[Goal of the exercise] Would you retype, exactly and without the pictures, the lines between the line holding "Convert this screenshot" and the line holding "const star = 'M0-12", inclusive, and nothing else?

▼▼▼

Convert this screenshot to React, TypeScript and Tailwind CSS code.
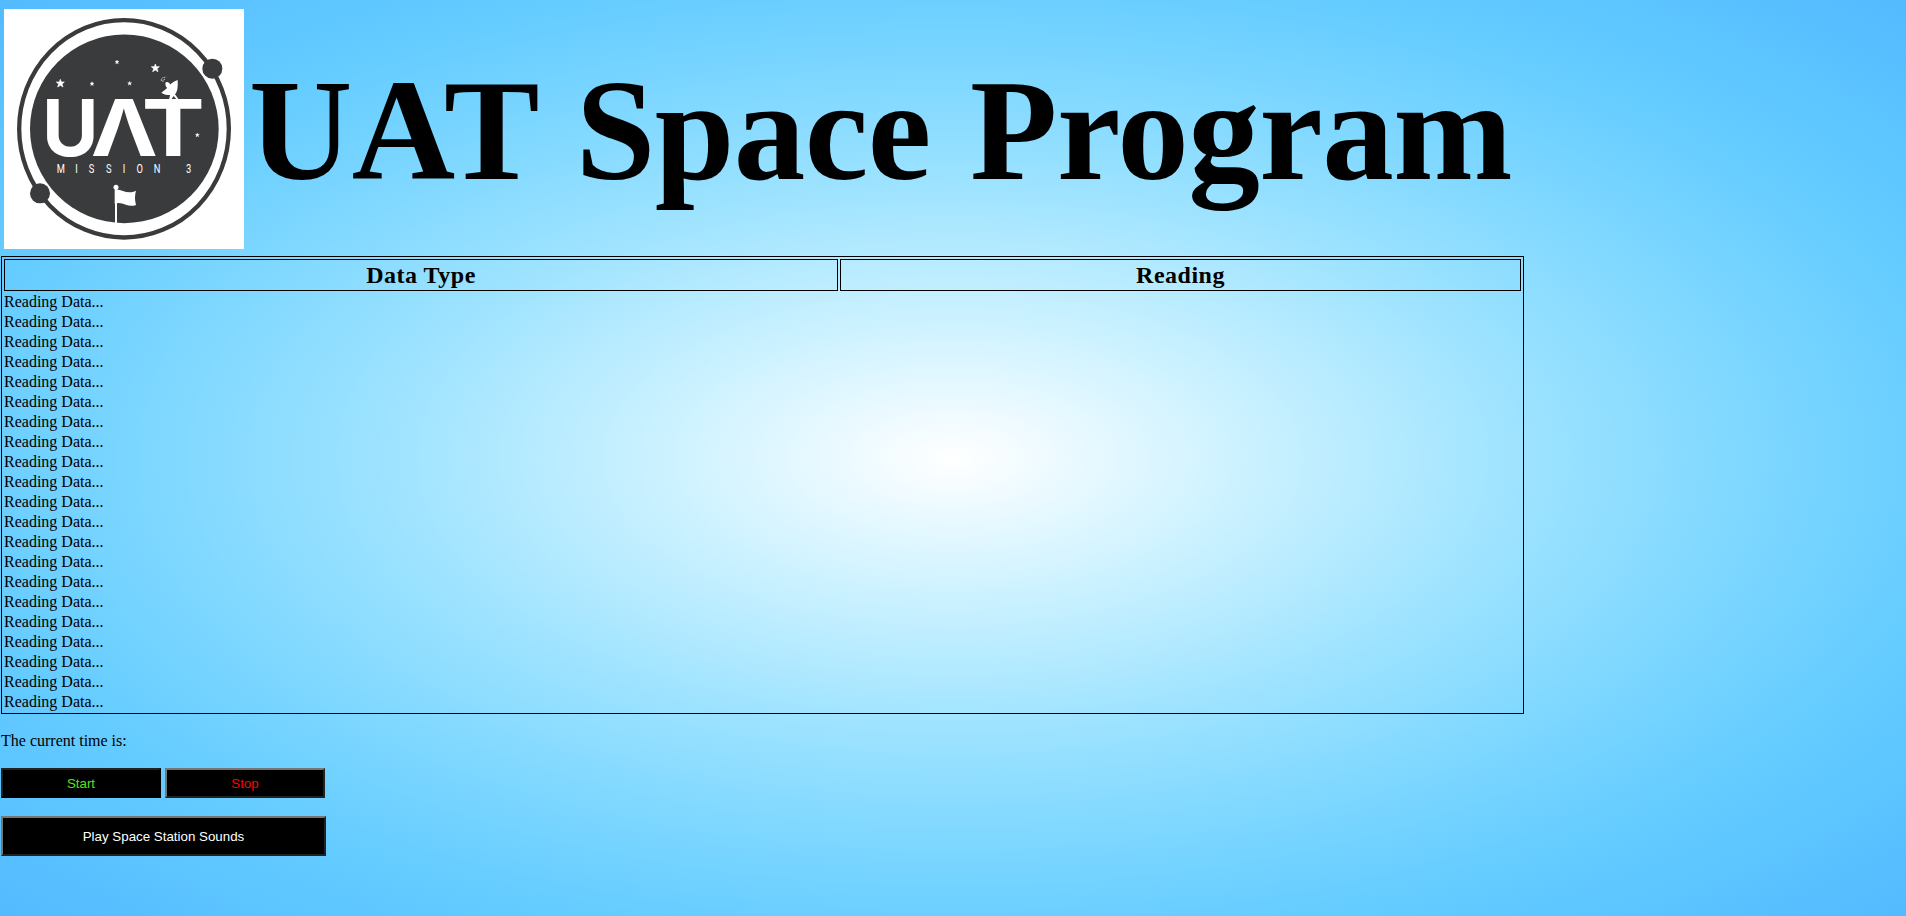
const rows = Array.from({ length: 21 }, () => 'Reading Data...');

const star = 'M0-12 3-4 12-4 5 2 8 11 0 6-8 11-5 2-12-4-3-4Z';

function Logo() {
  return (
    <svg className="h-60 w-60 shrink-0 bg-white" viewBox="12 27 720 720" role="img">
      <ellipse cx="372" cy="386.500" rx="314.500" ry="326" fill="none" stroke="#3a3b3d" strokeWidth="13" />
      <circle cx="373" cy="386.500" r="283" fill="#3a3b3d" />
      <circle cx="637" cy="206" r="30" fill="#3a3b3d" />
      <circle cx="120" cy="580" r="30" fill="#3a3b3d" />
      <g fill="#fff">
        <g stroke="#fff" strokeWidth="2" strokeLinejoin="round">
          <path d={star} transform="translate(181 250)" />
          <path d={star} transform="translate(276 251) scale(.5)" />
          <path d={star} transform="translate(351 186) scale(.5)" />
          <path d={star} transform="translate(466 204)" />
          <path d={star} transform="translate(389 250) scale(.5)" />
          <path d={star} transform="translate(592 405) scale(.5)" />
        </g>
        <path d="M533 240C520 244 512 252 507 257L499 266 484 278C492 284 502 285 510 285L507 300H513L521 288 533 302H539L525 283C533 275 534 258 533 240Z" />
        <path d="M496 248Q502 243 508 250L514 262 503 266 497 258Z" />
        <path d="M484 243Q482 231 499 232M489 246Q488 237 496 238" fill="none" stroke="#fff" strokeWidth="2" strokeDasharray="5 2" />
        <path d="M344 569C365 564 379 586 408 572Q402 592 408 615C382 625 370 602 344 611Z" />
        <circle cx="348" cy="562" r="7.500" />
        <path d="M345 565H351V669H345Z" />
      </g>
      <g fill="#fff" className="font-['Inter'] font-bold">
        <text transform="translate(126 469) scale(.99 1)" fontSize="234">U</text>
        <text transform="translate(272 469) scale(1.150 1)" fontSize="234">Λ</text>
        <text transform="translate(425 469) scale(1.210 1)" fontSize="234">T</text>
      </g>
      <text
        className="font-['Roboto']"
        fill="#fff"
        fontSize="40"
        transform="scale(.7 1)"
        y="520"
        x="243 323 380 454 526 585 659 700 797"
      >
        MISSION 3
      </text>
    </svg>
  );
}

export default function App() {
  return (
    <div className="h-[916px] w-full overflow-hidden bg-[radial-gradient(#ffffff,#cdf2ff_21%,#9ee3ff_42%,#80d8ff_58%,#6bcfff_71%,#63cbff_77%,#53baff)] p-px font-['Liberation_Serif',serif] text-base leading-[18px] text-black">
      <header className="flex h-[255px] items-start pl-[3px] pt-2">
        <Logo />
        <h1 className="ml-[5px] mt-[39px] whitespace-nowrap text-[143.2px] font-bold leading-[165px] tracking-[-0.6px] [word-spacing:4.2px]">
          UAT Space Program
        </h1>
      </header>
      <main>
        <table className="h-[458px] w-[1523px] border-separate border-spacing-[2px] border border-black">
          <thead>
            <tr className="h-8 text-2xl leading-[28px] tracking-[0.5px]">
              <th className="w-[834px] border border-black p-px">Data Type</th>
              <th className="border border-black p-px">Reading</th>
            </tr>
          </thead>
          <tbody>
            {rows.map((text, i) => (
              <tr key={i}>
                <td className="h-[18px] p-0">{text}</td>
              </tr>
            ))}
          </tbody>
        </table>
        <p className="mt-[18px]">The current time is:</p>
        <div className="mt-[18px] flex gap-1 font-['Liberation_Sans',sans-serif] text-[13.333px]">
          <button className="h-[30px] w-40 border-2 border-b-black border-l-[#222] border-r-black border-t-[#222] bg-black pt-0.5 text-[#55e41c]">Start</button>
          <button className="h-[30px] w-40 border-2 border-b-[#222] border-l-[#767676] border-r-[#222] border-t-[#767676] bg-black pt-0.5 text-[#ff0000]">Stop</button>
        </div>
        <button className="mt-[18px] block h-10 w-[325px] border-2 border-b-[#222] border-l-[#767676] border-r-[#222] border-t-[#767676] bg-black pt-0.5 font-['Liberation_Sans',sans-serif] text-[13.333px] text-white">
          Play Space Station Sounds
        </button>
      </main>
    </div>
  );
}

▲▲▲
▼▼▼

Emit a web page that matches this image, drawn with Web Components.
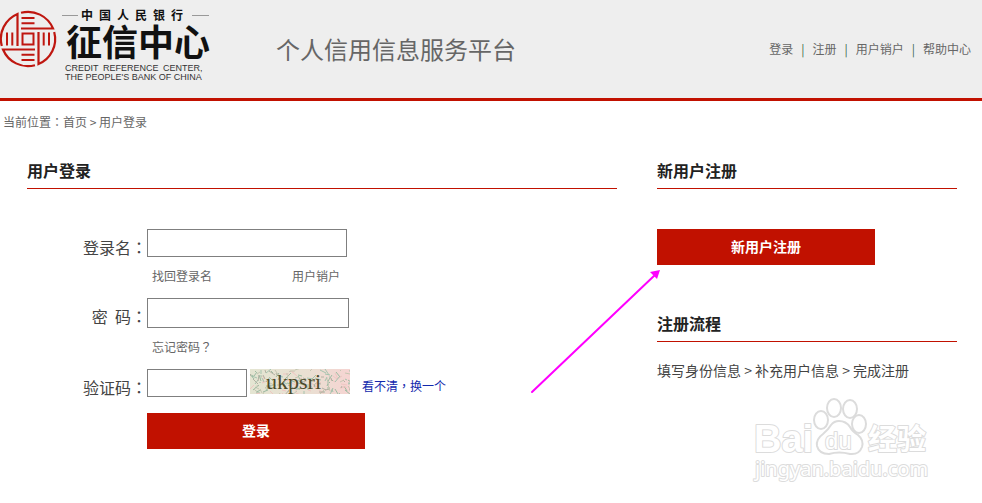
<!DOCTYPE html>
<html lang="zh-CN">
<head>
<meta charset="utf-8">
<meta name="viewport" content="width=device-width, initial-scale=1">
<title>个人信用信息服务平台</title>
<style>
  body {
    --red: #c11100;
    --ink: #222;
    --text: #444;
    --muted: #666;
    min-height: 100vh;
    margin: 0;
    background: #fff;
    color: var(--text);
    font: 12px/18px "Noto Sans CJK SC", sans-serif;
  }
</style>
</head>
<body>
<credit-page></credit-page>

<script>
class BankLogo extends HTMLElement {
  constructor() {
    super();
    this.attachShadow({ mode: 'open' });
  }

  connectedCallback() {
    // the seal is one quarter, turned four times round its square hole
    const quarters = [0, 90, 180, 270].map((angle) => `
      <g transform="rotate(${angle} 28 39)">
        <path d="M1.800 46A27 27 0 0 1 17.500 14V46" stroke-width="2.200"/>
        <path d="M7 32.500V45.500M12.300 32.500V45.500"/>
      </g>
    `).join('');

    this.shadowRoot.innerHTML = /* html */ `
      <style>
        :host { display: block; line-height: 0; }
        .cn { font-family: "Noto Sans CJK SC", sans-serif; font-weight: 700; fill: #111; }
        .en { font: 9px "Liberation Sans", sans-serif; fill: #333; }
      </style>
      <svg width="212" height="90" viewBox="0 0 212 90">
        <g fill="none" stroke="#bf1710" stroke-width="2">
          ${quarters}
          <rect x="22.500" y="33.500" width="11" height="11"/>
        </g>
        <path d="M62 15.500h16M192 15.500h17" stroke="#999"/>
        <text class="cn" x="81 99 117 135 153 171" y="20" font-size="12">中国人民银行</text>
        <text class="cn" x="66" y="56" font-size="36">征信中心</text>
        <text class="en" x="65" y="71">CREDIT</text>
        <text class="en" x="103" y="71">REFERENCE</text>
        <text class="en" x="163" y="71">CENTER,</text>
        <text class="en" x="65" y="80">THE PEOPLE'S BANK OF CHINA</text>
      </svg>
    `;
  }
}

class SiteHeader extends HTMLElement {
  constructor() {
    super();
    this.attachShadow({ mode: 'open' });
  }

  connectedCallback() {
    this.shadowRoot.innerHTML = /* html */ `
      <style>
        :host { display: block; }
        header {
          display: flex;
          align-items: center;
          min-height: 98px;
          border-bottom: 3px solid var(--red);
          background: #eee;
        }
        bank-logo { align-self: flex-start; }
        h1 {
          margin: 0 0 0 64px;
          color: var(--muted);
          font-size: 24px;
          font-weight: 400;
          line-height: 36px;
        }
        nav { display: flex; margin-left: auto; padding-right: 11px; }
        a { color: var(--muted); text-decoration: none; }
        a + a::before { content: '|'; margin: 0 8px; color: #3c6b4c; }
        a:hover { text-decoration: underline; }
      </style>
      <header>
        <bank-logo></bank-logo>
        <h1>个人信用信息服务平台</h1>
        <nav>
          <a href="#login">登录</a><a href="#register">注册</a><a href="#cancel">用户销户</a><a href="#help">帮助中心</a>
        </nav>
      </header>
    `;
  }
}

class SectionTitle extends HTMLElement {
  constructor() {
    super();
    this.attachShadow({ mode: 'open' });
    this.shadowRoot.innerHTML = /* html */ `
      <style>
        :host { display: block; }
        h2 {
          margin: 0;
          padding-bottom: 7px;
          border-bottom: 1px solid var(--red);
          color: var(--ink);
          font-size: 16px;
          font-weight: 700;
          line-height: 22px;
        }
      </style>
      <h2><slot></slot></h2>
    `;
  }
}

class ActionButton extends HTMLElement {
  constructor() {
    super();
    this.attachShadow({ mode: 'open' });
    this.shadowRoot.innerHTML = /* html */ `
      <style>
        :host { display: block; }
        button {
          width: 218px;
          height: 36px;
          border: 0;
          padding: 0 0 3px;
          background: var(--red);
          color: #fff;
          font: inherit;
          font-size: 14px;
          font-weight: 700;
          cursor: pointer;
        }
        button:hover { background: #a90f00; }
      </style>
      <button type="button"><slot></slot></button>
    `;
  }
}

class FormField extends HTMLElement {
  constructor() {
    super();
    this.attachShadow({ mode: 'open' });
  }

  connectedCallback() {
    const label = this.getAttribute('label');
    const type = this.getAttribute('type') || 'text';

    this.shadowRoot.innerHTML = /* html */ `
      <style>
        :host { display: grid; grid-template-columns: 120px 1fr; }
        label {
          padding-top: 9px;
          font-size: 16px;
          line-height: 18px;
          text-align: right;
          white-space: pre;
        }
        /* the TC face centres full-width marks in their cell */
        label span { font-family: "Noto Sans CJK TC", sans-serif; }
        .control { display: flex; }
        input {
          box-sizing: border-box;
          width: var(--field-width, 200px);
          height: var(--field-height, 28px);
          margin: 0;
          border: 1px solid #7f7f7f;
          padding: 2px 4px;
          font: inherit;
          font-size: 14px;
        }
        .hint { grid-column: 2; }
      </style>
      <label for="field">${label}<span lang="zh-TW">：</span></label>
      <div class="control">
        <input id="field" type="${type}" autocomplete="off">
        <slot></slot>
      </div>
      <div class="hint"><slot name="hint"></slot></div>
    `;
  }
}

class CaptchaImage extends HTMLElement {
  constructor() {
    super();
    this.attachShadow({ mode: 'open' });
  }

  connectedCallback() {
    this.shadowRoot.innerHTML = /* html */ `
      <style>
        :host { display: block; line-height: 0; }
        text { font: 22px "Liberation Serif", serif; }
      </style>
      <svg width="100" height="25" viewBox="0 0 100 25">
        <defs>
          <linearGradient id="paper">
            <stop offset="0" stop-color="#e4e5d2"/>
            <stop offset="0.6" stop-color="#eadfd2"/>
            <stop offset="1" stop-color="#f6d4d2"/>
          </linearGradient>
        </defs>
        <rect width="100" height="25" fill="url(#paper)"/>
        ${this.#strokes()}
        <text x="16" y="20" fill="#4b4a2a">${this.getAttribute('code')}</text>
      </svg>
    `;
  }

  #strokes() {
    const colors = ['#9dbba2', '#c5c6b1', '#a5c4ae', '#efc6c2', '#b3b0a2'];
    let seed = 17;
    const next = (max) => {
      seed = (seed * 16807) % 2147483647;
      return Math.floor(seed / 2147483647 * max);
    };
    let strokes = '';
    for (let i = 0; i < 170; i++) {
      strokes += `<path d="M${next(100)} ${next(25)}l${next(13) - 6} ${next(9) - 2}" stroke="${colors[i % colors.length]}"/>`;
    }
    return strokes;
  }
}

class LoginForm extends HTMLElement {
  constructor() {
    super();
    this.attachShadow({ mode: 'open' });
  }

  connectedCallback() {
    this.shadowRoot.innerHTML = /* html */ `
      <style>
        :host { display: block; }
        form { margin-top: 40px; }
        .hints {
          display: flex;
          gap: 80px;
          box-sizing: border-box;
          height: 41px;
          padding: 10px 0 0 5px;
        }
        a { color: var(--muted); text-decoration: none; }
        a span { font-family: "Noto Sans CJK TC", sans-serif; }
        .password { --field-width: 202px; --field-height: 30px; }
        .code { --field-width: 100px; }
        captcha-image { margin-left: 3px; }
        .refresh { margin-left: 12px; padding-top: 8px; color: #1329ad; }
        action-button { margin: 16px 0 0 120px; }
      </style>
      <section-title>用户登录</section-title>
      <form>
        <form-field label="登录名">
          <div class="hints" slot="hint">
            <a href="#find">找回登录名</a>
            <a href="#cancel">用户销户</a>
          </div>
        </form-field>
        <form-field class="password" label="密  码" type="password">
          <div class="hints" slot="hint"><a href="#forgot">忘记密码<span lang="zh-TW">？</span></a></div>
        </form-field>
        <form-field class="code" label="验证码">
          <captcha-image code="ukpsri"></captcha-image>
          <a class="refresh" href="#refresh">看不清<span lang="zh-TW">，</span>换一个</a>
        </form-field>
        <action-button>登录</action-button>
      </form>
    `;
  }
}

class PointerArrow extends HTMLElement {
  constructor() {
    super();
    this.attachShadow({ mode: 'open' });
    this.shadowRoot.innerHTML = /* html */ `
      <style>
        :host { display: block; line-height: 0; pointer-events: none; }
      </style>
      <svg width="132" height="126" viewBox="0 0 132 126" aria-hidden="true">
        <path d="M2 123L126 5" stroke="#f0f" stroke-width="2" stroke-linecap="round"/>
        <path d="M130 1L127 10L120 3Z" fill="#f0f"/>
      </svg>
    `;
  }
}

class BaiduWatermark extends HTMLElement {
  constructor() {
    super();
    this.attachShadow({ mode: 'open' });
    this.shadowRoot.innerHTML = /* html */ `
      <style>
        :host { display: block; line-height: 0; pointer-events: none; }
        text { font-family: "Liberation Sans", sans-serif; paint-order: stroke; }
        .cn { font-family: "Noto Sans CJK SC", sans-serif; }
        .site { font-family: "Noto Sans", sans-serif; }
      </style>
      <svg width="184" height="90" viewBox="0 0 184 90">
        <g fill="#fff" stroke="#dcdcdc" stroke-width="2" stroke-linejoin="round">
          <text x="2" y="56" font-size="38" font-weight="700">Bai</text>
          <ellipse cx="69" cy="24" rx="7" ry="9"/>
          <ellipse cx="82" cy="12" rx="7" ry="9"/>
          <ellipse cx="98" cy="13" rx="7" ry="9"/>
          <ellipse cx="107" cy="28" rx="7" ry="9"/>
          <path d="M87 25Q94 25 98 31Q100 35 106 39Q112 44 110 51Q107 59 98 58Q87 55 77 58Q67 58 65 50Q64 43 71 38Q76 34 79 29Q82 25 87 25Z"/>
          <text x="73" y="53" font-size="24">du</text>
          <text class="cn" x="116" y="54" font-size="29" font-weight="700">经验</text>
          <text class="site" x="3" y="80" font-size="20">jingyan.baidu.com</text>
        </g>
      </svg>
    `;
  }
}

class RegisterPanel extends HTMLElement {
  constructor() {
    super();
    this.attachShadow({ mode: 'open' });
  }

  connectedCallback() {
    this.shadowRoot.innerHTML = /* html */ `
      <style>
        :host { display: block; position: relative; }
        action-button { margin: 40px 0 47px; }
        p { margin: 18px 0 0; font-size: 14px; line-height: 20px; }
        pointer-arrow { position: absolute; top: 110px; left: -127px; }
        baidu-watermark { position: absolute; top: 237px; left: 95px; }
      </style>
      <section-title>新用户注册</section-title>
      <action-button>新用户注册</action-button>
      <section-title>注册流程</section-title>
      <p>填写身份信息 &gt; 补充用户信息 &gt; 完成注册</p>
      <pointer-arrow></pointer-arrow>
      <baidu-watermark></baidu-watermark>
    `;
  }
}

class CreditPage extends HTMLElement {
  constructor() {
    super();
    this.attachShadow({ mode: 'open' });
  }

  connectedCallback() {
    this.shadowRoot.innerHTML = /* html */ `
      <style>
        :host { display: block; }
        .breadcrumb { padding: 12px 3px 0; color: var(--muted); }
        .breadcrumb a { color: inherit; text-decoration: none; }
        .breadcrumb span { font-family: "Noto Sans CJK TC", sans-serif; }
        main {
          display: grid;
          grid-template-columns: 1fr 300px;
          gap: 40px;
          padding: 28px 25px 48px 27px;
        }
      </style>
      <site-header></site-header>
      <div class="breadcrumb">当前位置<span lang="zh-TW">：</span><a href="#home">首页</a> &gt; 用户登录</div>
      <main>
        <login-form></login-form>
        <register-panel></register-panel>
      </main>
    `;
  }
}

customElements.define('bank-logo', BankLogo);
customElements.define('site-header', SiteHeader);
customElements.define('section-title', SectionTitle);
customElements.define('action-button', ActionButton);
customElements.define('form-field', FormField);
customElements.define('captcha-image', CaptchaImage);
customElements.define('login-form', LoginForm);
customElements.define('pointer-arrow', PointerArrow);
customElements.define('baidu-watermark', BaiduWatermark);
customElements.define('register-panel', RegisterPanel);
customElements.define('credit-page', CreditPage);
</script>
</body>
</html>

▲▲▲

[Solved problem]
Convert this screenshot to React, TypeScript and Tailwind CSS code.
const rows = Array.from({ length: 21 }, () => 'Reading Data...');

const star = 'M0-12 3-4 12-4 5 2 8 11 0 6-8 11-5 2-12-4-3-4Z';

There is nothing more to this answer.